Social teams now sit at a crux of sales and marketing that opens a huge and opportunity for them, but also requires those teams to think and operate as both marketers and salespeople. In essence, it requires the insight of both marketing and sales to the extent that now on social, marketing is sales and sales is marketing.
When we look at what skills and understanding the new social seller will require, a few key features become clear. The social seller needs to be able to:
  • Understand 1:1 authenticity as both marketer and salesperson
  • Understand key social media strategy beyond brand awareness, and how social engagement relates to the funnel (Credibility > Visibility)

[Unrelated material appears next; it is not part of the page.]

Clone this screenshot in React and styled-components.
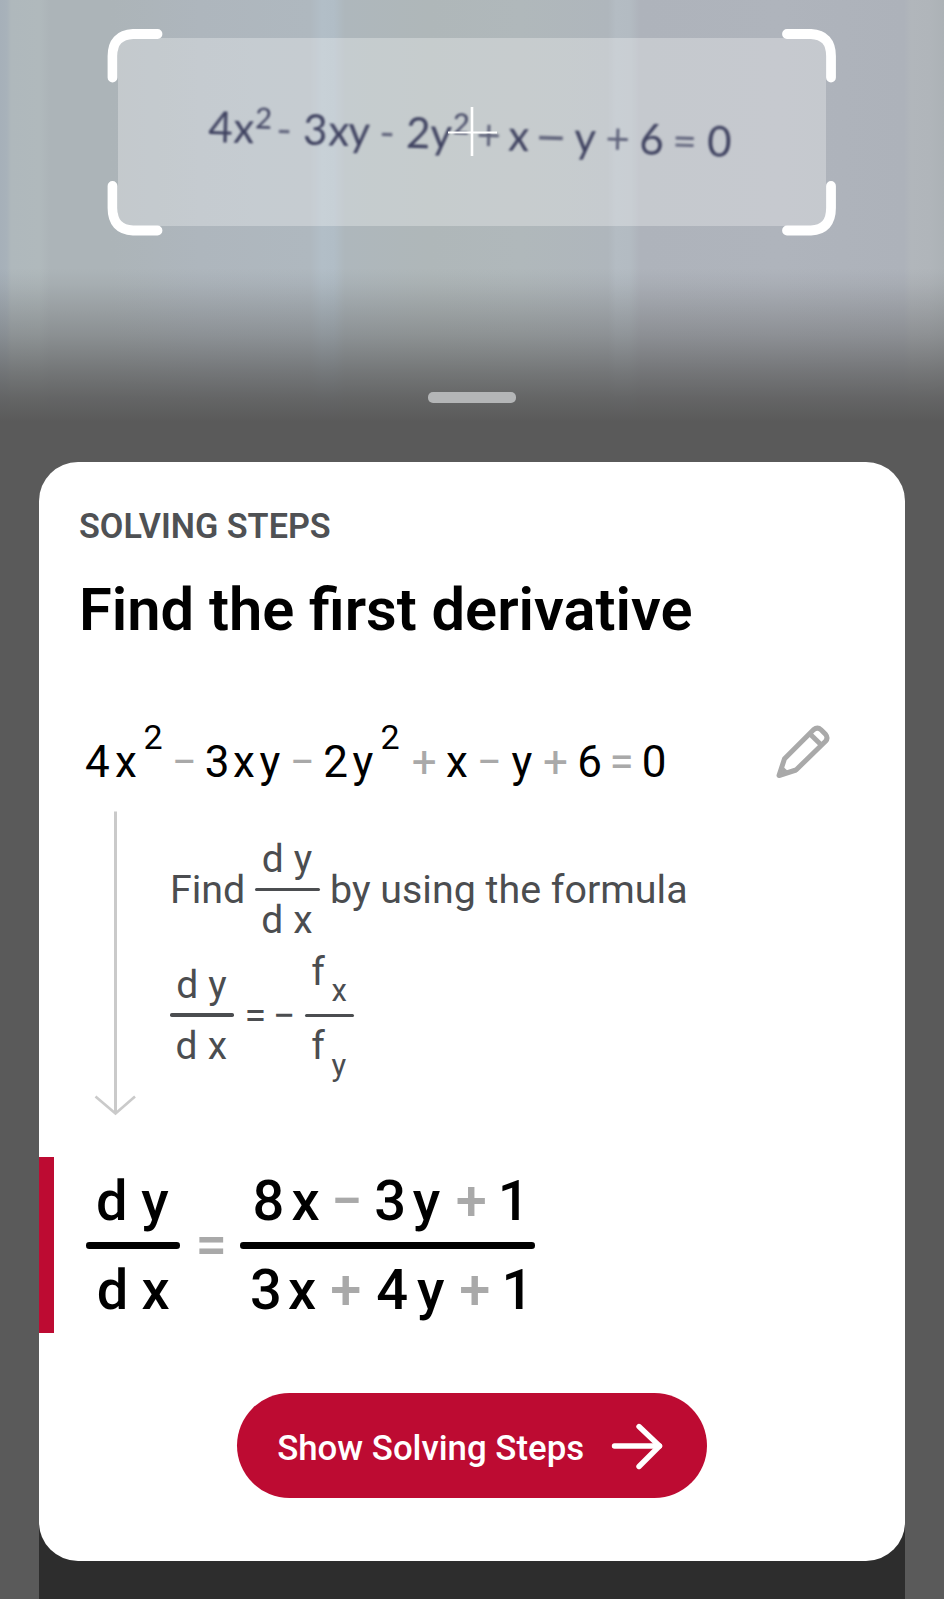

  • Needs to be well versed in short-hand and industry lingo of their audience and target market
  • Understand how social fits into and is best applied in their unique funnel
  • Be up-to-date on industry trends, and have opinions and ideas to share, essentially serving as an industry expert that can foster social leads
  • Disseminate that knowledge and empower their teams to likewise be experts and share relevant content
  • Thoroughly understands the unique nuances of the social media habits and expectations of their target customers
  • Believe in conversation and dialogue as a fundamental component of every step in the funnel
  • Value getting to know the buyer even when personal and professional matters intersect, and be trusted with that relationship
  • Understand the unique metrics and KPIs for sales and marketing, and how they intersect and overlap
Social selling requires new metrics, new lead-gen strategies, new content and advocacy approaches, and perhaps most importantly, a new mindset that can work within all of these elements.
The companies that are realizing this new marketing and sales overlap now, and genuinely fostering the authenticity of those social efforts and relationships, are positioned to lead this new channel. And those companies will be the ones to define the terms and metrics for success as social selling rapidly evolves.